Yaniv Ehrlich’s lab at MIT has a new paper out in Science today, with a companion policy piece from the National Human Genome Research Institute at NIH. Apologies for icky paywalls but these are important papers.
The gist is that a savvy computational scientist can find enough breadcrumbs in a genome to figure out the surnames for participants in supposedly de-identified studies. The methods for the paper are reminiscent of the re-identification approaches against the Netflix database, the AOL search database, and the Massachusetts health records database: cross-referencing de-identified information with other public information, and then using that against other records associated with surnames.
And it gets bigger - 135,000 or so records may potentially identify millions more through inheritance of short tandem repeats. I’ve probably mangled the approach. The short version is perhaps better summed up by a picture:
The dude in red is mathematics. The dude in white is your anonymity.
These two papers force us to be honest in talking about genomic information and identifiability: the basics to re-identify significant portions of people from their genomes alone are already in place. And they’re already strongly able to lead to surnames, long before we hit the mythical $100 genome.
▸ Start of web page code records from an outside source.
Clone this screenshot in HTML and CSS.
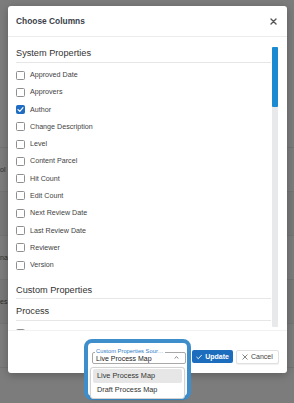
FILE: index.html
```html
<!DOCTYPE html>
<html>
<head>
<meta charset="utf-8">
<link rel="stylesheet" href="styles.css">
</head>
<body>
<div class="page">
  <div class="bg-row tall"></div>
  <div class="bg-row"><span class="bg-text">ol</span></div>
  <div class="bg-row alt"></div>
  <div class="bg-row"><span class="bg-text">nal</span></div>
  <div class="bg-row alt"><span class="bg-text">es</span></div>
  <div class="bg-row"></div>
</div>

<div class="modal">
  <header class="modal-head">
    <h2 class="modal-title">Choose Columns</h2>
    <svg class="close" width="7" height="7" viewBox="0 0 7 7"><path d="M1 1L6 6M6 1L1 6" stroke="#555" stroke-width="1.4" stroke-linecap="round"/></svg>
  </header>
  <div class="modal-body">
    <div class="content">
      <section class="section">
        <h3 class="section-title">System Properties</h3>
        <div class="list">
          <label class="row"><span class="cb"></span>Approved Date</label>
          <label class="row"><span class="cb"></span>Approvers</label>
          <label class="row"><span class="cb checked"><svg width="9" height="9" viewBox="0 0 9 9"><path d="M2 4.6L3.8 6.3L7 2.7" fill="none" stroke="#fff" stroke-width="1.2" stroke-linecap="round" stroke-linejoin="round"/></svg></span>Author</label>
          <label class="row"><span class="cb"></span>Change Description</label>
          <label class="row"><span class="cb"></span>Level</label>
          <label class="row"><span class="cb"></span>Content Parcel</label>
          <label class="row"><span class="cb"></span>Hit Count</label>
          <label class="row"><span class="cb"></span>Edit Count</label>
          <label class="row"><span class="cb"></span>Next Review Date</label>
          <label class="row"><span class="cb"></span>Last Review Date</label>
          <label class="row"><span class="cb"></span>Reviewer</label>
          <label class="row"><span class="cb"></span>Version</label>
        </div>
      </section>
      <section class="section">
        <h3 class="section-title">Custom Properties</h3>
      </section>
      <section class="section">
        <h3 class="section-title">Process</h3>
        <div class="list">
          <label class="row"><span class="cb"></span>Business Function</label>
        </div>
      </section>
    </div>
    <div class="scrollbar"><div class="thumb"></div></div>
  </div>
  <footer class="modal-foot">
    <div class="select-wrap">
      <div class="ring"></div>
      <div class="select">
        <span class="select-label">Custom Properties Sour…</span>
        <span class="select-value">Live Process Map</span>
        <svg class="chev" width="5" height="3" viewBox="0 0 5 3"><path d="M0.6 2.5L2.5 0.7L4.4 2.5" fill="none" stroke="#666" stroke-width="0.8"/></svg>
      </div>
      <ul class="options">
        <li class="option active">Live Process Map</li>
        <li class="option">Draft Process Map</li>
      </ul>
    </div>
    <button class="btn btn-primary"><svg width="7" height="6" viewBox="0 0 7 6"><path d="M0.8 3.2L2.6 4.9L6.2 1" fill="none" stroke="#fff" stroke-width="1" stroke-linecap="round" stroke-linejoin="round"/></svg>Update</button>
    <button class="btn btn-default"><svg width="6" height="6" viewBox="0 0 6 6"><path d="M0.8 0.8L5.2 5.2M5.2 0.8L0.8 5.2" stroke="#666" stroke-width="0.8" stroke-linecap="round"/></svg>Cancel</button>
  </footer>
</div>
</body>
</html>
```

FILE: styles.css
```css
* { box-sizing: border-box; }
html, body { margin: 0; padding: 0; }
body {
  width: 294px;
  height: 403px;
  overflow: hidden;
  background: #7c7c7c;
  font-family: "Liberation Sans", Arial, sans-serif;
  position: relative;
}

.page { display: flex; flex-direction: column; }
.bg-row {
  height: 44px;
  border-bottom: 1px solid #737373;
  display: flex;
  align-items: center;
  font-size: 7px;
  color: #2e2e2e;
}
.bg-row.tall { height: 148px; }
.bg-row.alt { background: #787878; }
.bg-text { white-space: nowrap; }

.modal {
  position: absolute;
  left: 8px;
  top: 6px;
  width: 279px;
  height: 367px;
  background: #fff;
  border-radius: 3px;
  box-shadow: 0 2px 8px rgba(0,0,0,0.25);
  display: flex;
  flex-direction: column;
}

.modal-head {
  height: 31px;
  flex: none;
  display: flex;
  align-items: center;
  justify-content: space-between;
  padding: 0 8px 0 8px;
  border-bottom: 1px solid #ececec;
}
.modal-title {
  margin: 0;
  font-size: 8.4px;
  font-weight: 700;
  color: #3a3f4b;
}
.close { margin-right: 2px; }

.modal-body {
  flex: 1;
  min-height: 0;
  overflow: hidden;
  display: flex;
  border-bottom: 1px solid #f2f2f2;
}
.content {
  flex: 1;
  padding: 9px 0 0 8px;
}
.section { margin-bottom: 5px; }
.section-title {
  margin: 0;
  font-size: 9.2px;
  font-weight: 400;
  line-height: 14px;
  padding-bottom: 1.5px;
  color: #333;
  border-bottom: 1px solid #e6e6e6;
}
.list { padding: 4px 0; }
.row {
  height: 17.27px;
  display: flex;
  align-items: center;
  gap: 5px;
  font-size: 7.15px;
  color: #3f3f3f;
}
.cb {
  width: 9px;
  height: 9px;
  flex: none;
  border: 1px solid #8f8f8f;
  border-radius: 1.5px;
  background: #fff;
  display: flex;
}
.cb.checked {
  background: #1f6cc2;
  border-color: #1f6cc2;
}
.cb.checked svg { margin: -1px; }

.scrollbar {
  flex: none;
  width: 6px;
  height: 280px;
  margin: 10px 9px 0 1px;
  background: #e8e9eb;
  border-radius: 1px;
}
.thumb {
  height: 60px;
  background: #1a8bd0;
  border-radius: 1px;
}

.modal-foot {
  height: 42px;
  flex: none;
  display: flex;
  align-items: center;
  justify-content: flex-end;
  gap: 3px;
  padding: 9px 8px 0;
}
.select-wrap {
  position: relative;
  z-index: 1;
  width: 94px;
  height: 12px;
  margin: 3px 3px 0 0;
}
.ring {
  position: absolute;
  left: -8px;
  top: -13px;
  width: 107px;
  height: 61px;
  border: 4px solid #3d8ecb;
  border-radius: 8px;
  background: #fff;
  z-index: -1;
}
.select {
  height: 12px;
  border: 1px solid #a8a8a8;
  border-radius: 2px;
  display: flex;
  align-items: center;
  padding: 0 6px 0 3px;
  position: relative;
  background: #fff;
}
.select-label {
  position: absolute;
  left: 2px;
  top: -5px;
  font-size: 5.8px;
  line-height: 7px;
  color: #2f7cc4;
  background: #fff;
  padding: 0 1px;
  white-space: nowrap;
}
.select-value {
  flex: 1;
  font-size: 7px;
  color: #222;
  margin-top: 1px;
}
.chev { margin-top: -1px; }
.options {
  position: absolute;
  left: -2px;
  top: 15px;
  width: 95px;
  margin: 0;
  padding: 1px 2px;
  list-style: none;
  background: #fff;
  border: 1px solid #d2d2d2;
  border-radius: 3px;
  box-shadow: 0 1px 3px rgba(0,0,0,0.12);
}
.option {
  height: 14px;
  line-height: 14px;
  padding-left: 4px;
  font-size: 7.3px;
  color: #333;
  border-radius: 2px;
}
.option.active { background: #e6e6e6; }

.btn {
  height: 14px;
  display: flex;
  align-items: center;
  gap: 3px;
  font-family: "Liberation Sans", Arial, sans-serif;
  font-size: 7px;
  border-radius: 2px;
  padding: 0 5px;
  cursor: pointer;
}
.btn-primary {
  width: 41px;
  height: 13px;
  background: #1d6dbf;
  border: none;
  color: #fff;
  font-weight: 700;
  padding: 0 4px;
}
.btn-default {
  width: 43px;
  background: #fff;
  border: 1px solid #e0e0e0;
  color: #444;
  box-shadow: 0 1px 1px rgba(0,0,0,0.06);
}
```
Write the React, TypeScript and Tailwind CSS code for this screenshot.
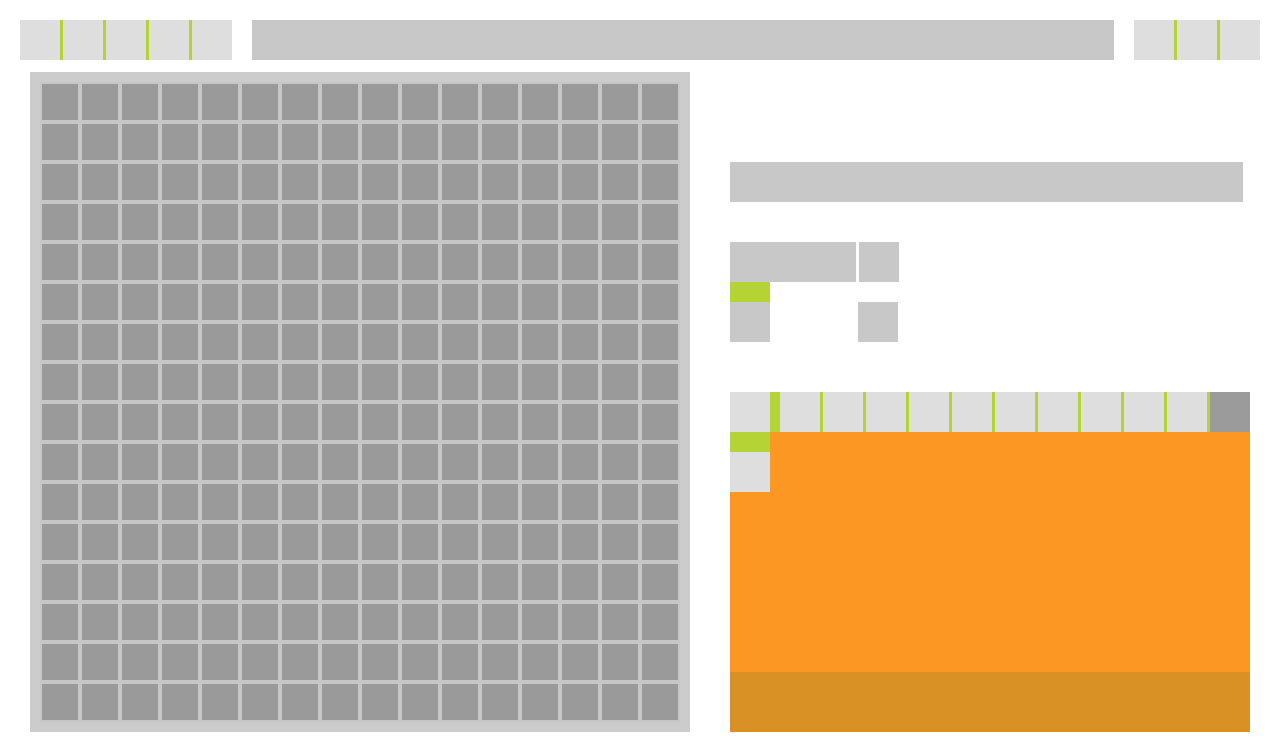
import React from "react";

const G = "bg-[#b5d334]";

function Seg({ n }: { n: number }) {
  return (
    <div className="flex h-10">
      {Array.from({ length: n }).map((_, i) => (
        <React.Fragment key={i}>
          {i > 0 && <div className="w-[3px] bg-[#b5d334]" />}
          <div className="w-10 bg-[#dedede]" />
        </React.Fragment>
      ))}
    </div>
  );
}

export default function App() {
  return (
    <div className="w-[1280px] h-[752px] bg-white overflow-hidden font-['Liberation_Sans',sans-serif]">
      <div className="flex gap-5 px-5 pt-5">
        <Seg n={5} />
        <div className="flex-1 h-10 bg-[#c8c8c8]" />
        <Seg n={3} />
      </div>
      <div className="flex mt-3 pl-[30px] gap-10">
        <div className="w-[660px] h-[660px] bg-[#cccccc] p-[10px]">
          <div className="grid grid-cols-16 bg-[#c6c6c6] w-[640px] h-[640px]">
            {Array.from({ length: 256 }).map((_, i) => (
              <div key={i} className="w-10 h-10 p-[2px]">
                <div className="w-full h-full bg-[#9a9a9a]" />
              </div>
            ))}
          </div>
        </div>
        <div className="flex flex-col w-[520px]">
          <div className="mt-[90px] w-[513px] h-10 bg-[#c8c8c8]" />
          <div className="mt-10 flex flex-col">
            <div className="flex gap-[3px]">
              <div className="w-[126px] h-10 bg-[#c8c8c8]" />
              <div className="w-10 h-10 bg-[#c8c8c8]" />
            </div>
            <div className={`w-10 h-5 ${G}`} />
            <div className="flex gap-[88px]">
              <div className="w-10 h-10 bg-[#c8c8c8]" />
              <div className="w-10 h-10 bg-[#c8c8c8]" />
            </div>
          </div>
          <div className="mt-[50px] flex h-10">
            <div className="w-10 bg-[#dedede]" />
            <div className={`w-[10px] ${G}`} />
            {Array.from({ length: 10 }).map((_, i) => (
              <React.Fragment key={i}>
                <div className="w-10 bg-[#dedede]" />
                <div className="w-[3px] bg-[#b5d334]" />
              </React.Fragment>
            ))}
            <div className="w-10 bg-[#9b9b9b]" />
          </div>
          <div className="flex flex-col bg-[#fb9722]">
            <div className="h-[240px] flex flex-col">
              <div className={`w-10 h-5 ${G}`} />
              <div className="w-10 h-10 bg-[#dedede]" />
            </div>
            <div className="h-[60px] bg-[#d99126]" />
          </div>
        </div>
      </div>
    </div>
  );
}
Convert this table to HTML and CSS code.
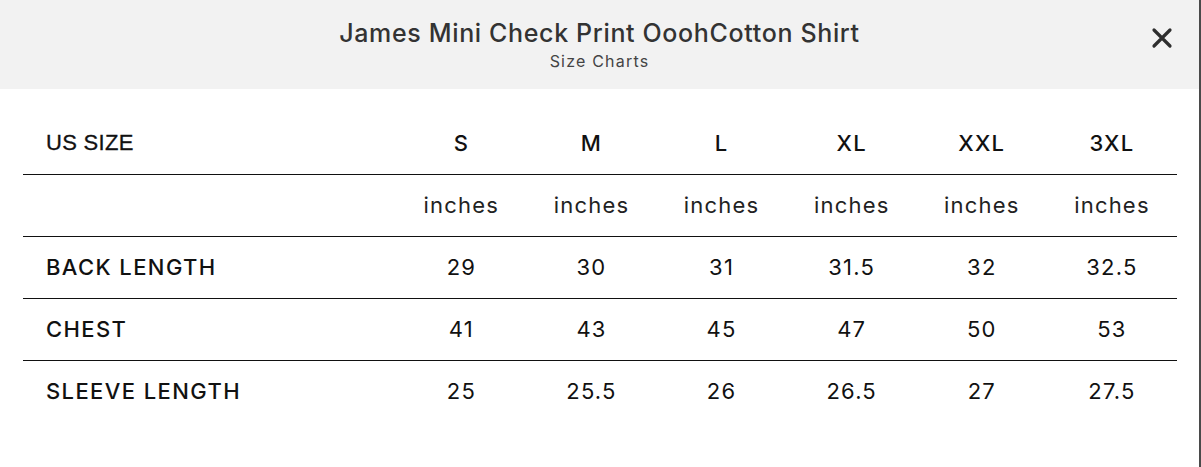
FILE: index.html
```html
<!DOCTYPE html>
<html lang="en">
<head>
<meta charset="utf-8">
<title>Size Charts</title>
<link rel="stylesheet" href="styles.css">
</head>
<body>
<div class="modal">
  <header class="modal-head">
    <h1 class="title">James Mini Check Print OoohCotton Shirt</h1>
    <p class="subtitle">Size Charts</p>
    <button class="close" aria-label="Close">
      <svg width="22" height="22" viewBox="0 0 22 22"><path d="M3 3 L19 19 M19 3 L3 19" stroke="#2e2e2e" stroke-width="3.2" stroke-linecap="round" fill="none"/></svg>
    </button>
  </header>
  <div class="body">
    <table class="chart">
      <colgroup>
        <col class="col-label">
        <col class="col-size"><col class="col-size"><col class="col-size">
        <col class="col-size"><col class="col-size"><col class="col-size">
      </colgroup>
      <tr class="head-row">
        <th class="label us">US SIZE</th>
        <th>S</th><th>M</th><th>L</th><th>XL</th><th>XXL</th><th>3XL</th>
      </tr>
      <tr>
        <td class="label"></td>
        <td class="unit">inches</td><td class="unit">inches</td><td class="unit">inches</td>
        <td class="unit">inches</td><td class="unit">inches</td><td class="unit">inches</td>
      </tr>
      <tr>
        <td class="label">BACK LENGTH</td>
        <td>29</td><td>30</td><td>31</td><td>31.5</td><td>32</td><td>32.5</td>
      </tr>
      <tr>
        <td class="label">CHEST</td>
        <td>41</td><td>43</td><td>45</td><td>47</td><td>50</td><td>53</td>
      </tr>
      <tr class="last">
        <td class="label">SLEEVE LENGTH</td>
        <td>25</td><td>25.5</td><td>26</td><td>26.5</td><td>27</td><td>27.5</td>
      </tr>
    </table>
  </div>
</div>
</body>
</html>
```

FILE: styles.css
```css
html, body {
  margin: 0;
  padding: 0;
  background: #ffffff;
}
body {
  font-family: "Inter", "Open Sans", sans-serif;
  color: #111;
  height: 467px;
  overflow: hidden;
}
.modal {
  position: relative;
  border-right: 2px solid #4a4a4a;
  height: 467px;
  box-sizing: border-box;
}
.modal-head {
  position: relative;
  background: #f2f2f2;
  height: 89px;
  box-sizing: border-box;
  padding-top: 17px;
  text-align: center;
}
.title {
  margin: 0;
  font-size: 25px;
  line-height: 32px;
  font-weight: 500;
  color: #333;
  letter-spacing: 0.65px;
}
.subtitle {
  margin: 0;
  font-size: 16px;
  line-height: 25px;
  color: #444;
  letter-spacing: 1.2px;
}
.close {
  position: absolute;
  top: 27px;
  right: 26px;
  width: 22px;
  height: 22px;
  padding: 0;
  border: 0;
  background: none;
}
.close svg { display: block; }
.body {
  padding: 24px 22px 0 23px;
}
.chart {
  width: 1154px;
  border-collapse: collapse;
  table-layout: fixed;
}
.col-label { width: 373px; }
.col-size { width: 130px; }
.chart th, .chart td {
  height: 59px;
  padding: 0 0 2px 0;
  text-align: center;
  font-size: 22px;
  font-weight: 400;
  letter-spacing: 1.2px;
  border-bottom: 1px solid #111;
  vertical-align: middle;
}
.chart tr.last td { border-bottom: 0; }
.chart th {
  font-weight: 500;
}
.chart .label {
  text-align: left;
  padding-left: 23px;
  font-weight: 500;
  letter-spacing: 1.4px;
}
.chart .us {
  font-family: "Liberation Sans", Arial, sans-serif;
  font-weight: 400;
  -webkit-text-stroke: 0.3px #111;
  font-size: 22px;
  letter-spacing: 0.3px;
}
.chart .unit {
  color: #222;
}
```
So what does honesty in this space mean? It means we shouldn’t promise people that we can both de-identify data and make it useful. It means that we should also celebrate the benefits that de-identification brings, and think of it in a risk-reward context for those joining studies that involve genome publication online. It doesn’t mean stop sharing, stop sequencing. It means stop pretending the methods for de-identification work very well. A lot of people will go away anyway, but a lot will share.
Both papers reject the idea of ceasing data sharing as a result of the research, which is heartening. We are in a world where we are simply less anonymous than we used to be, than we’ve ever been. There are enough unique things about us all, and enough devices capturing them, and powerful enough algorithms, that this stuff is simply doable now.
We need to develop a whole spectrum of ways to manage privacy. My own work on consent is just a piece of a tapestry, for those who really want to donate, to share, to be exposed. Hopefully this opens up more space at the table for the new approaches that are bubbling in health privacy management. We need data markets. Data banks (you know, like old-school community banks). Data conservation trusts (like land trusts - I’m going to publish something soon on this topic). We need entrepreneurs to fill the gaps between all open and all closed, to provide products that make someone’s data alive to her, not just to a gearhead with a taste for naive bayesian inference.
Pandora’s box didn’t open with this paper. It’s been sitting open for quite a while now, just waiting for the right eyes to see it.